Software leaks, huh? Interesting :thinking:

I swear it seems like Google is intentionally leaking stuff every year and no one really cares :rofl:

Nintendo is a great example of a company who’s leaks I pay attention to, their leaks are pretty much always genuine.

2 Likes

My problem is that such leaks make up so much of the news cycle that important information falls under the radar.

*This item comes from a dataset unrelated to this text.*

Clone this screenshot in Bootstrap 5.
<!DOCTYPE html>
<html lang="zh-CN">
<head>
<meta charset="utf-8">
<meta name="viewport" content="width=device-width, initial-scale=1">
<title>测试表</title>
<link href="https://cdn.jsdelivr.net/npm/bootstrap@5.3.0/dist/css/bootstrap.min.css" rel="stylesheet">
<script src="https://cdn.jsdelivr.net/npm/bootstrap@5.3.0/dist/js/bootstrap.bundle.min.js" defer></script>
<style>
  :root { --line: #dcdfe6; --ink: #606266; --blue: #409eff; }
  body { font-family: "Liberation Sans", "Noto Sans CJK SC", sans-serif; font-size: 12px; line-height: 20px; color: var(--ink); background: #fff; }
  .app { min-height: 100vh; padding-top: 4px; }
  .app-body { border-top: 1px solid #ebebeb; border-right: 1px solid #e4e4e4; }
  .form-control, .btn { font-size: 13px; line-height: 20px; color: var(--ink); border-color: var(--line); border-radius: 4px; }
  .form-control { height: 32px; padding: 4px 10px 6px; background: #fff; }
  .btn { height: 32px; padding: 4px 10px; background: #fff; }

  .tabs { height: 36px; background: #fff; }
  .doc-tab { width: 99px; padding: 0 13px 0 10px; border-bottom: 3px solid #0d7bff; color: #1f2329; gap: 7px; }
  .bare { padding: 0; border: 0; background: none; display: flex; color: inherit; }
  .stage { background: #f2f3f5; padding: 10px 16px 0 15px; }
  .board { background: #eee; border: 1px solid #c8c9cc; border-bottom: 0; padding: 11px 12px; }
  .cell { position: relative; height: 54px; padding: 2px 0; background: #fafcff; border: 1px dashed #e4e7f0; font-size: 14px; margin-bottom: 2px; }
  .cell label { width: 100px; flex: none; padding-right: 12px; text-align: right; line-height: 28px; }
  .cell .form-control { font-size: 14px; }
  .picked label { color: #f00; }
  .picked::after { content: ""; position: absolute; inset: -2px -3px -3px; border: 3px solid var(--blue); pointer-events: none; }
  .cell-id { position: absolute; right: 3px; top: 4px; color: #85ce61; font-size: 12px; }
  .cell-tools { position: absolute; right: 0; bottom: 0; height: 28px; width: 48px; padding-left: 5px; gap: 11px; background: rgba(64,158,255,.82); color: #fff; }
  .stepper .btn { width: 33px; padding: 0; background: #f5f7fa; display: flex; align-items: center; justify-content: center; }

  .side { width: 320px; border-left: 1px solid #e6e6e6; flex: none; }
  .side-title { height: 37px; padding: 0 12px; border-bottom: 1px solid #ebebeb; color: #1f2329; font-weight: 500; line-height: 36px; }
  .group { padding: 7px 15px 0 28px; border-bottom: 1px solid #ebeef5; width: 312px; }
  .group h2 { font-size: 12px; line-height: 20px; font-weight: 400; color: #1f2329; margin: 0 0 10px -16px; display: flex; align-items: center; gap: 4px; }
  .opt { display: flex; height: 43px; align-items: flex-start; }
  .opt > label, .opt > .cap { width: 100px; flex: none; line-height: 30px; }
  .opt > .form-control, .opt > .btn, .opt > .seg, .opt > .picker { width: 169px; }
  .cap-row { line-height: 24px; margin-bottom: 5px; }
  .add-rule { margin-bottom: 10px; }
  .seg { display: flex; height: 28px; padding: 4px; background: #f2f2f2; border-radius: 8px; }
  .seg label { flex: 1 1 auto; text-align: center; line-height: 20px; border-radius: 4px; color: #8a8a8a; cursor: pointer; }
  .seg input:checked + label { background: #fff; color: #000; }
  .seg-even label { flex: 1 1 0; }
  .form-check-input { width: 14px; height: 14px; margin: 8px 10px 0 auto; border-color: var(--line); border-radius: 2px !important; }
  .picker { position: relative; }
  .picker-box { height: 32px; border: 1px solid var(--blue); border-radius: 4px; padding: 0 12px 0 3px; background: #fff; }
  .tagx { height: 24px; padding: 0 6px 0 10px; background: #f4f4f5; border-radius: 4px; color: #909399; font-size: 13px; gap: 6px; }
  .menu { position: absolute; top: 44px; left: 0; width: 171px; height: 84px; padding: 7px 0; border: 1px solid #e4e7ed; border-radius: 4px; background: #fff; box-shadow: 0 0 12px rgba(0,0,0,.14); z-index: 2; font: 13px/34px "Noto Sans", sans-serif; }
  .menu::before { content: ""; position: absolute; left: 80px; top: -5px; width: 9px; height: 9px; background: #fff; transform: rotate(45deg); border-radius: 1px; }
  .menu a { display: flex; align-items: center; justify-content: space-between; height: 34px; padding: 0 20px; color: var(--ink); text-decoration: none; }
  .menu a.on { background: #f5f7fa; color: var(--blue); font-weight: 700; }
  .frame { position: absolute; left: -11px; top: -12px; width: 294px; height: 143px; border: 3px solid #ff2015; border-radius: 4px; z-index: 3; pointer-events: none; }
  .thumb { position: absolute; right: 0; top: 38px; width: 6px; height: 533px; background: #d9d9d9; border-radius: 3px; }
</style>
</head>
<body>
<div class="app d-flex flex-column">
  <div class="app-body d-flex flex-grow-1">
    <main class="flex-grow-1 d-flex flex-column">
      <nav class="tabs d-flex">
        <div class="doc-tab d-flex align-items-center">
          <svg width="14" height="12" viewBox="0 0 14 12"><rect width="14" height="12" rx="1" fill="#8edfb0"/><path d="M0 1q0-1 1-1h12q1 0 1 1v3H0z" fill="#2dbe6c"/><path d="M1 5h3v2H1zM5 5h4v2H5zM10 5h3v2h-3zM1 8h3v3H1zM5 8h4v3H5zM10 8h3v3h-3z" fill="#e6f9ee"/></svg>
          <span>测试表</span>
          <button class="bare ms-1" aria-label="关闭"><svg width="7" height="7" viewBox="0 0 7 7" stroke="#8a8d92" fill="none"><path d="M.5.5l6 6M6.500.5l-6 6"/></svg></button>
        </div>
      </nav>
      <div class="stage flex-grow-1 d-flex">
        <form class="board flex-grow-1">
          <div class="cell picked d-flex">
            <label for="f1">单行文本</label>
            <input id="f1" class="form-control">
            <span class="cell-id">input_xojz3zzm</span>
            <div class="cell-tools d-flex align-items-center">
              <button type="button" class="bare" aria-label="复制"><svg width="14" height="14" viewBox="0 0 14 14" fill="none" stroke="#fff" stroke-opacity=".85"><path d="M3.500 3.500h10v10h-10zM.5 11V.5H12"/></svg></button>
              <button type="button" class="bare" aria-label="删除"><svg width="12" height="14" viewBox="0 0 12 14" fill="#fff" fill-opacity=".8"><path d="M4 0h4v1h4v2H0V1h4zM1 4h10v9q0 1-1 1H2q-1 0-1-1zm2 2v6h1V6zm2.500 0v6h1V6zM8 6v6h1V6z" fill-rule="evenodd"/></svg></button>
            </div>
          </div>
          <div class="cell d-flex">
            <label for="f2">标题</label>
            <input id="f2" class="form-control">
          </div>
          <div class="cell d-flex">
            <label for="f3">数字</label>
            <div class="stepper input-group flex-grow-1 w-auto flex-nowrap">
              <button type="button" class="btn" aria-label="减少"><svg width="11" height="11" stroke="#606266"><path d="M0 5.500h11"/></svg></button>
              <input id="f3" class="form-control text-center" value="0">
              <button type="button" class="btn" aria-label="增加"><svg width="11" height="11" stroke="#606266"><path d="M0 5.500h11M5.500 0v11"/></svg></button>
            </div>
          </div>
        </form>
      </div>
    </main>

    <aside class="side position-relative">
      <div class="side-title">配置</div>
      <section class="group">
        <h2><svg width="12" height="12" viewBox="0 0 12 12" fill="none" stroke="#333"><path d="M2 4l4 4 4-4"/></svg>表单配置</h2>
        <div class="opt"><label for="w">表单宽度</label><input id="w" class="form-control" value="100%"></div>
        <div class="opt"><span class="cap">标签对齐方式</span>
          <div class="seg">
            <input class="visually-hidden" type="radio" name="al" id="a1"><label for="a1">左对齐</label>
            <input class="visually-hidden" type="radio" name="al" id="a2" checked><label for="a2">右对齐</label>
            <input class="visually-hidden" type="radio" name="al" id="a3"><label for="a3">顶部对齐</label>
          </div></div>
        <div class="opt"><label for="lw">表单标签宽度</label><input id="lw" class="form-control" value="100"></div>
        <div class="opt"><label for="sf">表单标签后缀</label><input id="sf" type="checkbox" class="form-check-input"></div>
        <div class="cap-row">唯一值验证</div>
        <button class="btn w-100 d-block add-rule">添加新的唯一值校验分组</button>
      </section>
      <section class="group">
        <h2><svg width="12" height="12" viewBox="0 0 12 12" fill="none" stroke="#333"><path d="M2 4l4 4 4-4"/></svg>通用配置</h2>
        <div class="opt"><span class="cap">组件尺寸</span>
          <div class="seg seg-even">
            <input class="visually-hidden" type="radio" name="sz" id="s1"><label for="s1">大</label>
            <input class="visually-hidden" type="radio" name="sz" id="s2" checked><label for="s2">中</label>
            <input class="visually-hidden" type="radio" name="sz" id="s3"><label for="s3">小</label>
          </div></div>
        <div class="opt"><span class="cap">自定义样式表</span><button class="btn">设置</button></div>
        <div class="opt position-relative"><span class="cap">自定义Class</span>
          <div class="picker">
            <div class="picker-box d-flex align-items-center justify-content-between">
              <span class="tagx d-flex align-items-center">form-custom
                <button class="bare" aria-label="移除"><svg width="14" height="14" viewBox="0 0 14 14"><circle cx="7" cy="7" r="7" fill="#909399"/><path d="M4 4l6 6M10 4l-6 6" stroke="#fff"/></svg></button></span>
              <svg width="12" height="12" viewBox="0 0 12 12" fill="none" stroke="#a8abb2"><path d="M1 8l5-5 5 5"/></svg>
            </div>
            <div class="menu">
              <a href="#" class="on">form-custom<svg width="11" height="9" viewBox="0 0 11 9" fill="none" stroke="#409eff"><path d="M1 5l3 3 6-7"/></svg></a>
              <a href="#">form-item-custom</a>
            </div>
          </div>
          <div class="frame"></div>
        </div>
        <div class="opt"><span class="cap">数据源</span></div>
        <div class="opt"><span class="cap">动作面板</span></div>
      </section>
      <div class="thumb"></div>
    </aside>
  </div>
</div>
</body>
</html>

Even with the launches themselves, people are so concentrated on the superficial side that the important changes barely get reported. The the iPhone 17s get a great new security feature, Memory Integrity Enforcement, it sounds truly amazing, yet everybody is reporting about how orange the new Pro is or that the titanium on the Air attracts fingerprints, not that the MIE has been implemented in hardware, that it takes up a significant amount of space on the chip and eliminates most of the common forms of attack on a computing device…

3 Likes

i dig the center stage or whatever they call it camera software. Pretty handy feature for “normals.” :grinning_face:

1 Like

Agreed. I just scanned through the September 9 document from Apple Security Research. It was quite educational. I had no idea that this technology had initiated with ARM back in 2019. I especially like the fact that an illegal access causes an immediate crash in the app – whether or not the fault was through a synchronous or asynchronous failure. As Steve has noted many times on “Security Now!”, exploits are originally precipitated by crashes – until the exploiter can “tune” the bug to do something more subtle than crash the app. By always unconditionally crashing, the possibility of turning a buggy memory access into a live exploit is categorically reduced.

All things equal, there should also be plenty of state information in the crash dump to help pinpoint the bug.

It’s nice for these security researchers to get something to publicly brag about! I’m guessing this tech will be ported over to Mac apps in a future release.